───── Provided data ─────

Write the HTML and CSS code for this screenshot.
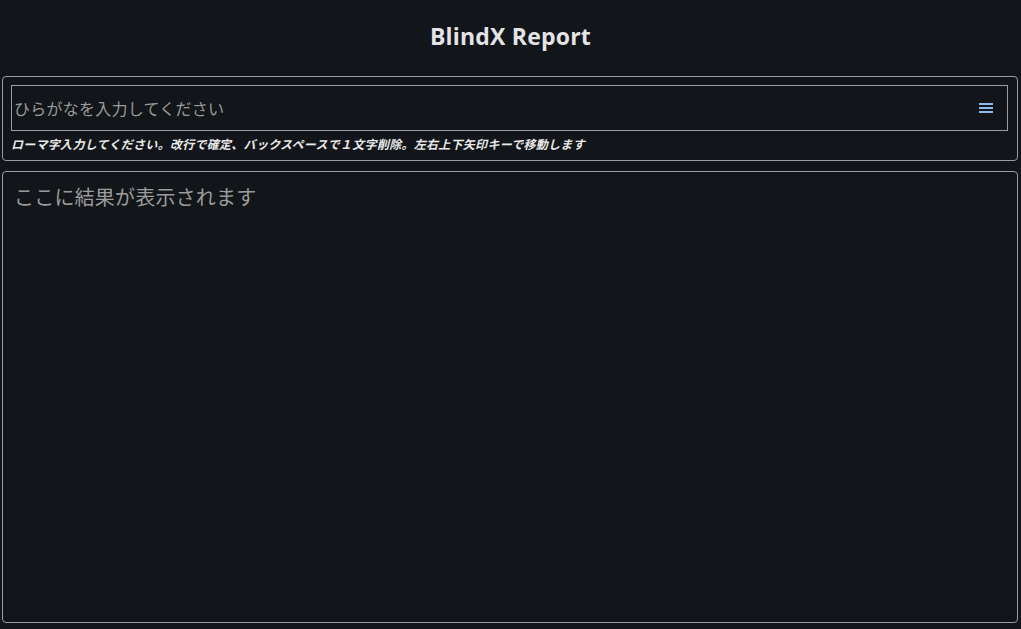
FILE: index.html
```html
<!DOCTYPE html>
<html lang="ja">
<head>
<meta charset="utf-8">
<title>BlindX Report</title>
<link rel="stylesheet" href="styles.css">
</head>
<body>
<header class="header">
  <h1 class="title">BlindX Report</h1>
</header>
<main class="main">
  <section class="panel input-panel">
    <div class="input-box">
      <span class="placeholder">ひらがなを入力してください</span>
      <button class="menu-btn" aria-label="menu">
        <svg width="14" height="12" viewBox="0 0 14 12"><rect x="0" y="1" width="14" height="2" fill="#8fb8ec"/><rect x="0" y="5" width="14" height="2" fill="#8fb8ec"/><rect x="0" y="9" width="14" height="2" fill="#8fb8ec"/></svg>
      </button>
    </div>
    <p class="hint">ローマ字入力してください。改行で確定、バックスペースで１文字削除。左右上下矢印キーで移動します</p>
  </section>
  <section class="panel result-panel">
    <p class="result-text">ここに結果が表示されます</p>
  </section>
</main>
</body>
</html>
```
FILE: styles.css
```css
* { box-sizing: border-box; }
html, body { margin: 0; padding: 0; }
body {
  background: #121519;
  color: #e6e6e8;
  font-family: "Noto Sans", "Noto Sans CJK JP", sans-serif;
  width: 1021px;
  height: 629px;
  overflow: hidden;
}
.header {
  height: 76px;
  display: flex;
  justify-content: center;
  padding-top: 19px;
}
.title {
  margin: 0;
  font-family: "Open Sans", "Noto Sans", sans-serif;
  font-weight: 700;
  font-size: 23px;
  line-height: 34px;
  color: #e4e4e7;
  letter-spacing: 0.2px;
}
.main {
  padding: 0 3px 0 2px;
  display: flex;
  flex-direction: column;
  gap: 10px;
}
.panel {
  border: 1px solid #9a9da2;
  border-radius: 4px;
}
.input-panel {
  padding: 8px 9px 8px 8px;
  height: 85px;
}
.input-box {
  height: 46px;
  border: 1px solid #9a9da2;
  display: flex;
  align-items: center;
  justify-content: space-between;
  padding: 0 14px 0 2px;
}
.placeholder {
  font-family: "Noto Sans CJK JP", sans-serif;
  font-size: 16px;
  letter-spacing: 0.25px;
  color: #9a9a9a;
}
.menu-btn {
  background: none;
  border: 0;
  padding: 0;
  display: flex;
}
.hint {
  margin: 5px 0 0 0;
  font-family: "Noto Sans CJK JP", sans-serif;
  font-size: 12px;
  font-style: italic;
  font-weight: 600;
  letter-spacing: 0.28px;
  line-height: 16px;
  color: #e8e8e8;
}
.result-panel {
  height: 452px;
  padding: 11px 11px;
}
.result-text {
  margin: 0;
  font-family: "Noto Sans CJK JP", sans-serif;
  font-size: 20px;
  letter-spacing: 0.2px;
  line-height: 28px;
  color: #9c9c9c;
}
```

─────

* _Written instruction_
Print the complete listing exactly as it stands, without its pictures.

* _Finished exercise_
Write the HTML and CSS code for this screenshot.
FILE: index.html
```html
<!DOCTYPE html>
<html lang="ja">
<head>
<meta charset="utf-8">
<title>BlindX Report</title>
<link rel="stylesheet" href="styles.css">
</head>
<body>
<header class="header">
  <h1 class="title">BlindX Report</h1>
</header>
<main class="main">
  <section class="panel input-panel">
    <div class="input-box">
      <span class="placeholder">ひらがなを入力してください</span>
      <button class="menu-btn" aria-label="menu">
        <svg width="14" height="12" viewBox="0 0 14 12"><rect x="0" y="1" width="14" height="2" fill="#8fb8ec"/><rect x="0" y="5" width="14" height="2" fill="#8fb8ec"/><rect x="0" y="9" width="14" height="2" fill="#8fb8ec"/></svg>
      </button>
    </div>
    <p class="hint">ローマ字入力してください。改行で確定、バックスペースで１文字削除。左右上下矢印キーで移動します</p>
  </section>
  <section class="panel result-panel">
    <p class="result-text">ここに結果が表示されます</p>
  </section>
</main>
</body>
</html>
```
FILE: styles.css
```css
* { box-sizing: border-box; }
html, body { margin: 0; padding: 0; }
body {
  background: #121519;
  color: #e6e6e8;
  font-family: "Noto Sans", "Noto Sans CJK JP", sans-serif;
  width: 1021px;
  height: 629px;
  overflow: hidden;
}
.header {
  height: 76px;
  display: flex;
  justify-content: center;
  padding-top: 19px;
}
.title {
  margin: 0;
  font-family: "Open Sans", "Noto Sans", sans-serif;
  font-weight: 700;
  font-size: 23px;
  line-height: 34px;
  color: #e4e4e7;
  letter-spacing: 0.2px;
}
.main {
  padding: 0 3px 0 2px;
  display: flex;
  flex-direction: column;
  gap: 10px;
}
.panel {
  border: 1px solid #9a9da2;
  border-radius: 4px;
}
.input-panel {
  padding: 8px 9px 8px 8px;
  height: 85px;
}
.input-box {
  height: 46px;
  border: 1px solid #9a9da2;
  display: flex;
  align-items: center;
  justify-content: space-between;
  padding: 0 14px 0 2px;
}
.placeholder {
  font-family: "Noto Sans CJK JP", sans-serif;
  font-size: 16px;
  letter-spacing: 0.25px;
  color: #9a9a9a;
}
.menu-btn {
  background: none;
  border: 0;
  padding: 0;
  display: flex;
}
.hint {
  margin: 5px 0 0 0;
  font-family: "Noto Sans CJK JP", sans-serif;
  font-size: 12px;
  font-style: italic;
  font-weight: 600;
  letter-spacing: 0.28px;
  line-height: 16px;
  color: #e8e8e8;
}
.result-panel {
  height: 452px;
  padding: 11px 11px;
}
.result-text {
  margin: 0;
  font-family: "Noto Sans CJK JP", sans-serif;
  font-size: 20px;
  letter-spacing: 0.2px;
  line-height: 28px;
  color: #9c9c9c;
}
```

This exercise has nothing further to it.